I am wearing my running sneakers, thank god, and I morph into an Ethiopian sprinter, chasing my kindergartner down. When I am inches away, he pivots and heads back for the playground. He scales the jungle gym.

I become a superhero, scaling the jungle gym. He slides down the fireman's pole. I slide down the pole. He climbs the steps, two at a time. I climb the steps, four at a time. Finally, I close in on him.

Now, just call me prison warden, because there's no escaping, no negotiating, no funny business. We are walking. Walking, not dragging. Walking. Straight to the car. Walking.

We are attempting to look like a typical mother and son, just walking past the school counselor, who is sitting having a lovely conversation with my three year old.

When we get to the car, my prisoner attempts one last desperate escape. I become a prison guard. I grab his wrist, causing his water bottle attached to his backpack to fling around, ricocheting off of his front teeth. Now, he's bleeding.

"I'm bleeding! I'm bleeding! I need a bandage!" he's freaking out.

I become Nurse Ratched.

"Get in the car! Buckle your seat belt!" Surely, I'm about to get arrested. DHS is on its way.

Should I become a compassionate nurse? A comforting mom?
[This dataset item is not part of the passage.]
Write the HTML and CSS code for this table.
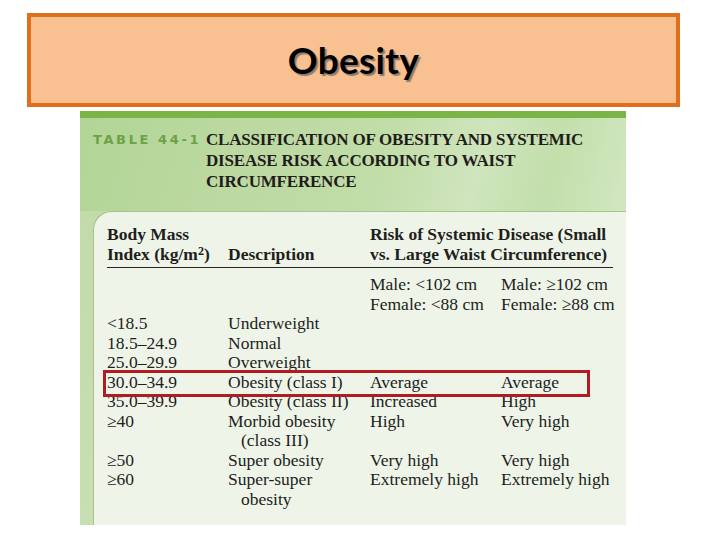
FILE: index.html
```html
<!DOCTYPE html>
<html>
<head>
<meta charset="utf-8">
<link rel="stylesheet" href="styles.css">
</head>
<body>
<div class="slide">
  <div class="title-box"><h1 class="title">Obesity</h1></div>
  <div class="figure">
    <div class="fig-head">
      <span class="tag">TABLE 44-1</span>
      <div class="caption">CLASSIFICATION OF OBESITY AND SYSTEMIC<br>DISEASE RISK ACCORDING TO WAIST<br>CIRCUMFERENCE</div>
    </div>
    <div class="fig-body">
      <div class="panel">
        <div class="row head">
          <div>Body Mass<br>Index (kg/m<span class="sup">2</span>)</div>
          <div class="bottom">Description</div>
          <div class="wide">Risk of Systemic Disease (Small<br>vs. Large Waist Circumference)</div>
        </div>
        <div class="row sub">
          <div></div><div></div>
          <div>Male: &lt;102 cm<br>Female: &lt;88 cm</div>
          <div>Male: ≥102 cm<br>Female: ≥88 cm</div>
        </div>
        <div class="row"><div>&lt;18.5</div><div>Underweight</div><div></div><div></div></div>
        <div class="row"><div>18.5–24.9</div><div>Normal</div><div></div><div></div></div>
        <div class="row"><div>25.0–29.9</div><div>Overweight</div><div></div><div></div></div>
        <div class="row mark"><div>30.0–34.9</div><div>Obesity (class I)</div><div>Average</div><div>Average</div></div>
        <div class="row"><div>35.0–39.9</div><div>Obesity (class II)</div><div>Increased</div><div>High</div></div>
        <div class="row"><div>≥40</div><div class="hang">Morbid obesity<br>(class III)</div><div>High</div><div>Very high</div></div>
        <div class="row"><div>≥50</div><div>Super obesity</div><div>Very high</div><div>Very high</div></div>
        <div class="row"><div>≥60</div><div class="hang">Super-super<br>obesity</div><div>Extremely high</div><div>Extremely high</div></div>
      </div>
    </div>
  </div>
</div>
</body>
</html>
```
FILE: styles.css
```css
html, body {
  margin: 0;
  padding: 0;
  background: #ffffff;
}
.slide {
  width: 720px;
  height: 540px;
  padding-top: 13px;
  box-sizing: border-box;
  display: flex;
  flex-direction: column;
}
.title-box {
  margin-left: 27px;
  width: 653px;
  height: 94px;
  box-sizing: border-box;
  border: 4px solid #df6f1d;
  background: #f9c192;
  display: flex;
  align-items: center;
  justify-content: center;
}
.title {
  margin: 0;
  font-family: "Lato", "Open Sans", sans-serif;
  font-weight: 700;
  font-size: 37px;
  letter-spacing: 0.3px;
  color: #000;
  text-shadow: 2px 2px 1px #8a7a6e;
  padding-bottom: 2px;
}
.figure {
  margin-left: 80px;
  margin-top: 4px;
  width: 546px;
  height: 414px;
  display: flex;
  flex-direction: column;
  overflow: hidden;
}
.fig-head {
  height: 100px;
  box-sizing: border-box;
  border-top: 7px solid #79b547;
  background: linear-gradient(105deg, #b2d596 0%, #bcd9a2 30%, #c1dda8 55%, #cfe5bd 72%, #c3dfab 85%, #d2e7c1 100%);
  display: flex;
  padding: 11px 0 0 13px;
}
.tag {
  width: 113px;
  font-family: "DejaVu Sans", sans-serif;
  font-weight: 700;
  font-size: 13px;
  letter-spacing: 2.6px;
  color: #6ca246;
  line-height: 21px;
}
.caption {
  font-family: "Liberation Serif", serif;
  font-weight: 700;
  font-size: 17px;
  line-height: 21px;
  letter-spacing: -0.2px;
  color: #1f1c1a;
}
.fig-body {
  flex: 1;
  background: linear-gradient(180deg, #c2dba9 0%, #c8dfb2 100%);
  padding-left: 13px;
  display: flex;
}
.panel {
  flex: 1;
  min-width: 0;
  background: #eff4e9;
  border-top-left-radius: 18px;
  box-shadow: inset 1px 1px 0 #a8c48c;
  padding: 14px 13px 0 14px;
  font-family: "Liberation Serif", serif;
  font-size: 17.5px;
  line-height: 19.5px;
  color: #211e1c;
  white-space: nowrap;
}
.row {
  display: grid;
  grid-template-columns: 121px 142px 131px 1fr;
}
.row.head {
  font-weight: 700;
  border-bottom: 1.5px solid #2a2624;
  padding-bottom: 3px;
  margin-bottom: 7px;
}
.row.head .bottom {
  align-self: end;
}
.row.head .wide {
  grid-column: 3 / 5;
}
.sup {
  font-size: 12px;
  vertical-align: 5px;
  line-height: 0;
}
.hang {
  padding-left: 13px;
  text-indent: -13px;
}
.row.mark {
  position: relative;
}
.row.mark::after {
  content: "";
  position: absolute;
  left: -4px;
  right: 23px;
  top: -3px;
  bottom: -5px;
  border: 3px solid #b01c22;
}
```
No way. Not in this moment.

Blood is trickling down his mouth. I can see it in my rear view mirror.


"I'm bleeeeeeding!"

The school counselor approaches my car with my toddler. I explain to her that the water bottle hit him and not my fist and that is why he is bleeding and crying and altogether hysterical.

I'm not sure who I become on the car ride home. It's a louder, angrier version of myself.

Everyone is calm upon our arrival home. I'm the clear-headed judge. "You broke the rules, here are the consequences. You will service a sentence of 30 minutes in bedroom arrest, you will clean up your room, and forfeit all electronic devices for the week. You make your own choices, good or bad, and you live with the consequences."

He serves his sentence with no further incident. He asks to eat dinner. It's only 3:30 p.m., but he will suffer the fate of an Early Bed Special tonight.

Next, I become a mediator, helping him to reflect on his poor behavior and right his wrongs with school staff. He writes three apology notes. I help him spell words.

He takes a shower and is back in his room for the night by 5:30. Tonight, he has no other options, privileges, or hope for earning things back.

I can't believe my eyes when I see him sound asleep at 5:45 p.m.  I'm wondering if it's really him or if it's a dummy that he fabricated before he slipped out the window (like escape from Alcatraz). I kiss his cheek and yes, it's him. And, I'm back to being the mom that I was on the morning that he was born five and a half years ago. I'm in awe of his beauty, his peace, and even his innocence in this moment.

The calls are done, emails are quiet. I check the mirror and make sure the person looking back at me isn't some sort of dummy that he's created. Nope, not quite. Just me, with a few more gray hairs. I decide to eat an Early Bird Special too. I'm in bed by 9 p.m. because tomorrow is a new day, which will require new energy, new perspective, and most likely, some new superhero powers.